Anti-mining demonstrators who blocked State Highway 1 in Northland for two hours on Thursday say they will be back - unless the Government responds to their concerns about hard rock mining.
Members of Maori hapu Ngati Hau led the protest with dairy farmers and lifestyle block owners on the Hikurangi plains who are concerned about the exploration for gold and silver in the Puhipuhi Hills by Australian company De Grey Mining.
The demonstration south of Towai and just north of the railway crossing at Waiotu began at 10am. A Radio New Zealand reporter at the scene said up to 50 protesters lined the highway, forcing steams of traffic including logging trucks to take a 28km detour on narrow winding back roads. The road reopened about 12.25pm.
Police said they were powerless to remove protesters because the highway at that point traverses land that was never surveyed or sold to the Crown, which makes it Maori customary land.
Ngati Hau spokesperson Allan Halliday said on Thursday the hapu regrets the inconvenience to motorists and police who monitored the blockade. However, he said the group had no choice but to take direct action.
Mr Halliday said the hapu's concern about mineral exploration in the Puhipuhi Hills is shared by many landowners including dairy farmers downstream. He said the Government has refused to listen to those concerns - even though mercury-rich soils in the hills have caused pollution and sickness among Maori in past mining ventures.
Mr Halliday said if the Government does not respond within two weeks, Ngati Hau and their supporters will again blockade State Highway 1 for longer at the point north of Whangarei where it crosses Maori land.
"There's currently toxic contaminants leaking into the waterways and our fear is that once they start drilling there's going to be more of the toxins leaking into the waterways.

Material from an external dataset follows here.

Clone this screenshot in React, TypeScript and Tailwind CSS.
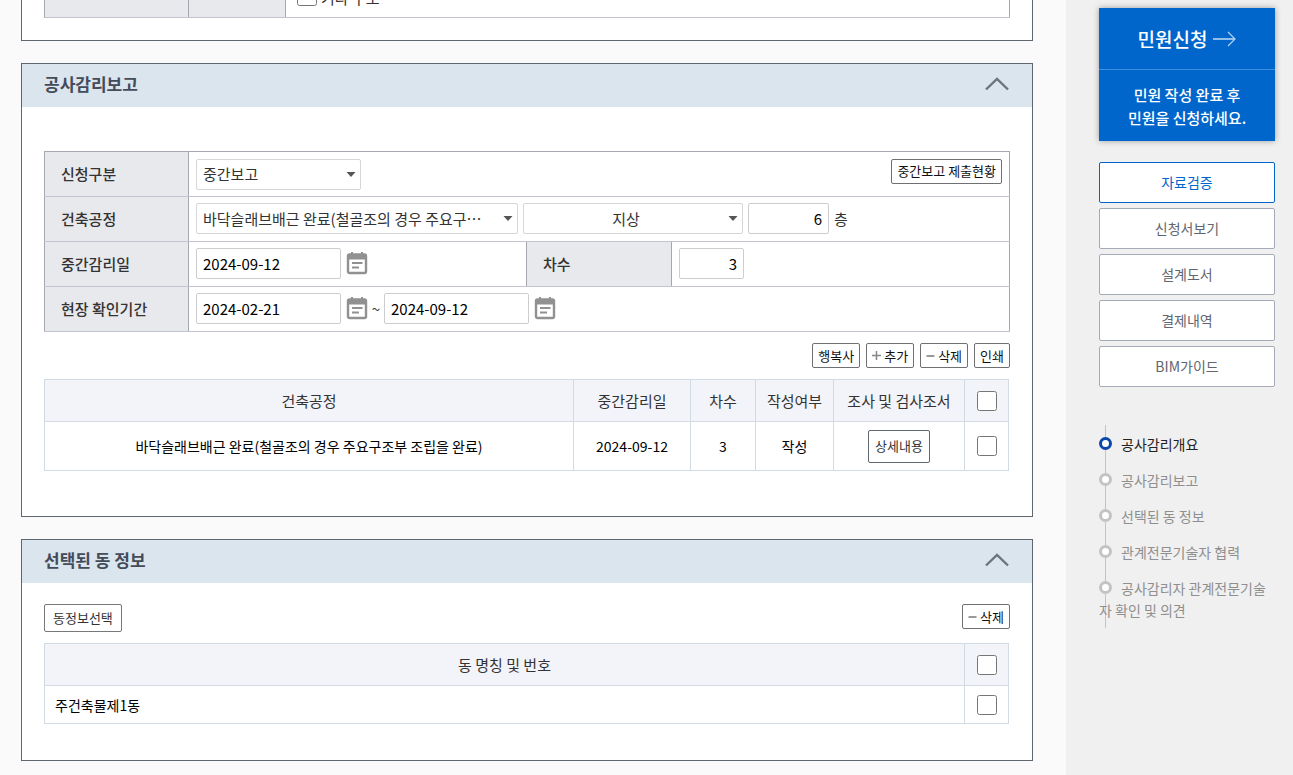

Nobody can tell us that it can't - the potential damage may well be irreversible," he said.
The Puhipuhi Mining Action group, which includes local farmers, supported the blockade. Action group president Jenny Kirk said the community opposes gold and silver prospecting in the area because of the risk of mercury pollution.
Dairy farmer Ben Smith was among those handing out anti-mining flyers on Thursday and said the regional council had not given the community enough information about the level of heavy metals in waterways before and during exploration.
Mining company says no risk
De Grey Mining said on Thursday there is no way its activities will cause mercury pollution. Executive director Peter Batten said the company will be drilling holes and collecting samples in the Puhipuhi Hills and the process is no different from what a farmer would do to sink a bore.
Mr Batten said the protesters are misinformed about the risk of mercury pollution. He said the area has naturally high mercury levels and if it was a risk to drill, it would be a risk to farm there.
He said De Grey expects to do test drilling some time in the next six months.